L'Antica India (l'attuale Pakistan e India nord-occidentale) fu uno dei primi paesi al mondo a coniare delle monete, intorno al VI secolo a.C.[1], insieme con il wén cinese e lo statere della Lidia. L'origine della parola "rupia" è da ricercarsi in rūp o rūpā, ovvero "argento", in molte lingue indoarie, come ad esempio l'hindi. La parola sanscrita rupyakam (Devanagari: रूप्यकम्) significa "moneta d'argento". La parola derivata Rūpaya era usata per chiamare la moneta introdotta da Sher Shah Suri durante il suo regno dal 1540 al 1545. La Rūpaya originale era una moneta d'argento che pesava 175 grani (circa 11,34 grammi)[2]. La moneta venne usata fin da allora ed anche durante il periodo britannico. Formalmente la rupia era divisa in 16 anna, 64 paisa o 192 pie. In Arabia e nell'Africa Orientale la rupia dell'India Britannica era diffusa, compresi i paisa, fino alla Colonia di Natal. Anche nella Somalia italiana venne usata, dal 1909 al 1925, una moneta denominata rupia (somalo: روپيا), mentre il paisa era chiamato besa (somalo: بيزا).

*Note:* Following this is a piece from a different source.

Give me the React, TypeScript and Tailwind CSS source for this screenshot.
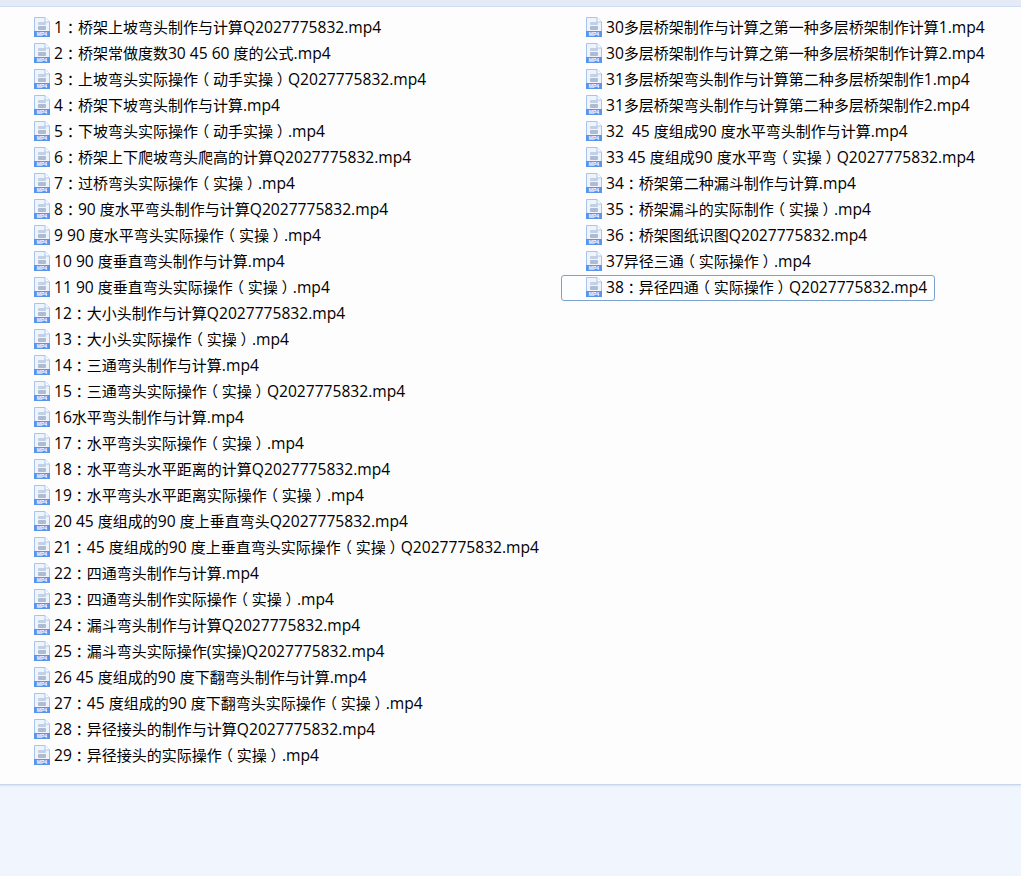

Tra le prime banconote si ricordano quelle emesse dalla Bank of Hindustan (1770–1832), dalla General Bank of Bengal and Bihar (1773–75, istituita da Warren Hastings) e dalla Bengal Bank (1784–91).
Storicamente la rupia era una valuta basata sull'argento. Questo ebbe gravi conseguenze nel XIX secolo, quando le economie più forti erano basate sull'oro. La scoperta di vaste quantità di argento negli Stati Uniti e in diverse colonie europee portarono al declino dell'argento sull'oro. Improvvisamente la valuta indiana non fu più in grado di acquistare abbastanza prodotti dall'estero. Questo evento è conosciuto come "la caduta della Rupia".